(Stored data)
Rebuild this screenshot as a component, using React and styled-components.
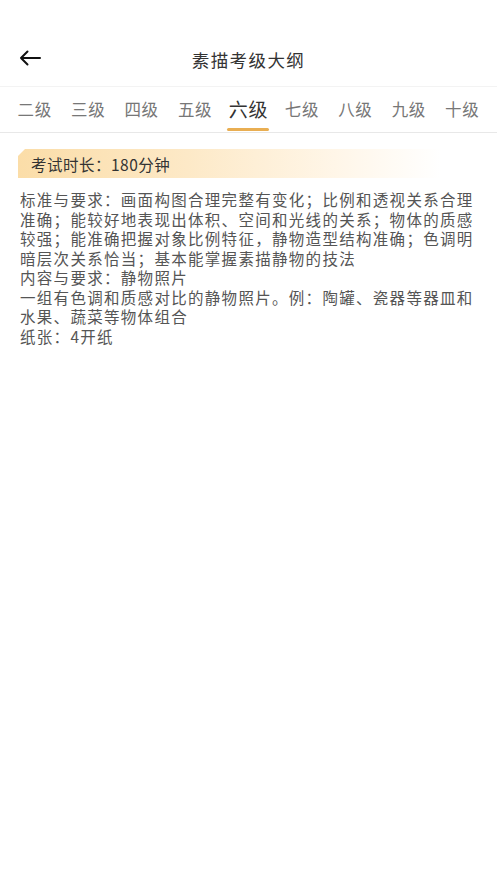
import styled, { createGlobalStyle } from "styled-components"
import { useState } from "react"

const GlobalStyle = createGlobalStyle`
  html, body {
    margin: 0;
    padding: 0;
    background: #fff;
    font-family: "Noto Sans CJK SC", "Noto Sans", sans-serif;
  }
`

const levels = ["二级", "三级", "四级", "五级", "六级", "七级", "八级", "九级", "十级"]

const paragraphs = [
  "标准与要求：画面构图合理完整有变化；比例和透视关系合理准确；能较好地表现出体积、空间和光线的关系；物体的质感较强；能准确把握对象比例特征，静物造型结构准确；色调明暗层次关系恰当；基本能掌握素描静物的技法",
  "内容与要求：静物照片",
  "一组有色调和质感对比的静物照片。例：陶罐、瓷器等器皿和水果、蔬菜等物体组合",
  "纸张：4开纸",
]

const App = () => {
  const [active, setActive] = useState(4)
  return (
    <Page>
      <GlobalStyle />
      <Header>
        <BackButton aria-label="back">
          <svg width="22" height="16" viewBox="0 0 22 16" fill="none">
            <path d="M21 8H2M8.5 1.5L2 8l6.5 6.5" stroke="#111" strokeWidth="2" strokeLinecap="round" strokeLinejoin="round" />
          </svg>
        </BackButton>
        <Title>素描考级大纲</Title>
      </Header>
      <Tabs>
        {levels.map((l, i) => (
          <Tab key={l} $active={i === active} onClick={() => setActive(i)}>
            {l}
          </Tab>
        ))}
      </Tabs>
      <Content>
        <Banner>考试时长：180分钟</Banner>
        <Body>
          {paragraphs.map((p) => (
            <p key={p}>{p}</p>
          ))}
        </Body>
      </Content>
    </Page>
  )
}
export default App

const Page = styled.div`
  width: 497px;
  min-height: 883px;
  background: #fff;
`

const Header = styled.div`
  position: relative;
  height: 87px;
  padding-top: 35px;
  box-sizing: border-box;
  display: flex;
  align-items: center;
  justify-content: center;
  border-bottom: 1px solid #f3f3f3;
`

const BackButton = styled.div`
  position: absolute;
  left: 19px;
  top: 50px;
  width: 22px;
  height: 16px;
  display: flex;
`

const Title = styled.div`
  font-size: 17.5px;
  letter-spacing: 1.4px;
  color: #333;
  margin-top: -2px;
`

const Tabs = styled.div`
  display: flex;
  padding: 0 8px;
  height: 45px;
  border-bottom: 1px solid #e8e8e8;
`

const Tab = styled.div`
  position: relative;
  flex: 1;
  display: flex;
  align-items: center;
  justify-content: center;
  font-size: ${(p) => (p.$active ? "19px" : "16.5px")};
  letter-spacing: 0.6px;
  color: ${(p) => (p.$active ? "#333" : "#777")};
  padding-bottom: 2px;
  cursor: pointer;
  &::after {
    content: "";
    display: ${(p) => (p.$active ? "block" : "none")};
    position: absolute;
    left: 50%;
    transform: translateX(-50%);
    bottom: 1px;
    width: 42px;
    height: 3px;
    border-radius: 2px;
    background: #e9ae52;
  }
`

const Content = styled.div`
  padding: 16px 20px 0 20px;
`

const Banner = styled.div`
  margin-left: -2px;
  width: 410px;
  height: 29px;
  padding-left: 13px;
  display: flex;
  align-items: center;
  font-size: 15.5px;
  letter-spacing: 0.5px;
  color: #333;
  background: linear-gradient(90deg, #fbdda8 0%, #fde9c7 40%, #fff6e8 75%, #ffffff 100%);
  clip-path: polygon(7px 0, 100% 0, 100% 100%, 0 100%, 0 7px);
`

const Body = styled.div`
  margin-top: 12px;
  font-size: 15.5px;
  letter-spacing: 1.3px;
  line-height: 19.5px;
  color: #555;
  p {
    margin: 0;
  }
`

(To do) Exclude the pictures. Write out the remaining data exactly.

(Exercise result)
Rebuild this screenshot as a component, using React and styled-components.
import styled, { createGlobalStyle } from "styled-components"
import { useState } from "react"

const GlobalStyle = createGlobalStyle`
  html, body {
    margin: 0;
    padding: 0;
    background: #fff;
    font-family: "Noto Sans CJK SC", "Noto Sans", sans-serif;
  }
`

const levels = ["二级", "三级", "四级", "五级", "六级", "七级", "八级", "九级", "十级"]

const paragraphs = [
  "标准与要求：画面构图合理完整有变化；比例和透视关系合理准确；能较好地表现出体积、空间和光线的关系；物体的质感较强；能准确把握对象比例特征，静物造型结构准确；色调明暗层次关系恰当；基本能掌握素描静物的技法",
  "内容与要求：静物照片",
  "一组有色调和质感对比的静物照片。例：陶罐、瓷器等器皿和水果、蔬菜等物体组合",
  "纸张：4开纸",
]

const App = () => {
  const [active, setActive] = useState(4)
  return (
    <Page>
      <GlobalStyle />
      <Header>
        <BackButton aria-label="back">
          <svg width="22" height="16" viewBox="0 0 22 16" fill="none">
            <path d="M21 8H2M8.5 1.5L2 8l6.5 6.5" stroke="#111" strokeWidth="2" strokeLinecap="round" strokeLinejoin="round" />
          </svg>
        </BackButton>
        <Title>素描考级大纲</Title>
      </Header>
      <Tabs>
        {levels.map((l, i) => (
          <Tab key={l} $active={i === active} onClick={() => setActive(i)}>
            {l}
          </Tab>
        ))}
      </Tabs>
      <Content>
        <Banner>考试时长：180分钟</Banner>
        <Body>
          {paragraphs.map((p) => (
            <p key={p}>{p}</p>
          ))}
        </Body>
      </Content>
    </Page>
  )
}
export default App

const Page = styled.div`
  width: 497px;
  min-height: 883px;
  background: #fff;
`

const Header = styled.div`
  position: relative;
  height: 87px;
  padding-top: 35px;
  box-sizing: border-box;
  display: flex;
  align-items: center;
  justify-content: center;
  border-bottom: 1px solid #f3f3f3;
`

const BackButton = styled.div`
  position: absolute;
  left: 19px;
  top: 50px;
  width: 22px;
  height: 16px;
  display: flex;
`

const Title = styled.div`
  font-size: 17.5px;
  letter-spacing: 1.4px;
  color: #333;
  margin-top: -2px;
`

const Tabs = styled.div`
  display: flex;
  padding: 0 8px;
  height: 45px;
  border-bottom: 1px solid #e8e8e8;
`

const Tab = styled.div`
  position: relative;
  flex: 1;
  display: flex;
  align-items: center;
  justify-content: center;
  font-size: ${(p) => (p.$active ? "19px" : "16.5px")};
  letter-spacing: 0.6px;
  color: ${(p) => (p.$active ? "#333" : "#777")};
  padding-bottom: 2px;
  cursor: pointer;
  &::after {
    content: "";
    display: ${(p) => (p.$active ? "block" : "none")};
    position: absolute;
    left: 50%;
    transform: translateX(-50%);
    bottom: 1px;
    width: 42px;
    height: 3px;
    border-radius: 2px;
    background: #e9ae52;
  }
`

const Content = styled.div`
  padding: 16px 20px 0 20px;
`

const Banner = styled.div`
  margin-left: -2px;
  width: 410px;
  height: 29px;
  padding-left: 13px;
  display: flex;
  align-items: center;
  font-size: 15.5px;
  letter-spacing: 0.5px;
  color: #333;
  background: linear-gradient(90deg, #fbdda8 0%, #fde9c7 40%, #fff6e8 75%, #ffffff 100%);
  clip-path: polygon(7px 0, 100% 0, 100% 100%, 0 100%, 0 7px);
`

const Body = styled.div`
  margin-top: 12px;
  font-size: 15.5px;
  letter-spacing: 1.3px;
  line-height: 19.5px;
  color: #555;
  p {
    margin: 0;
  }
`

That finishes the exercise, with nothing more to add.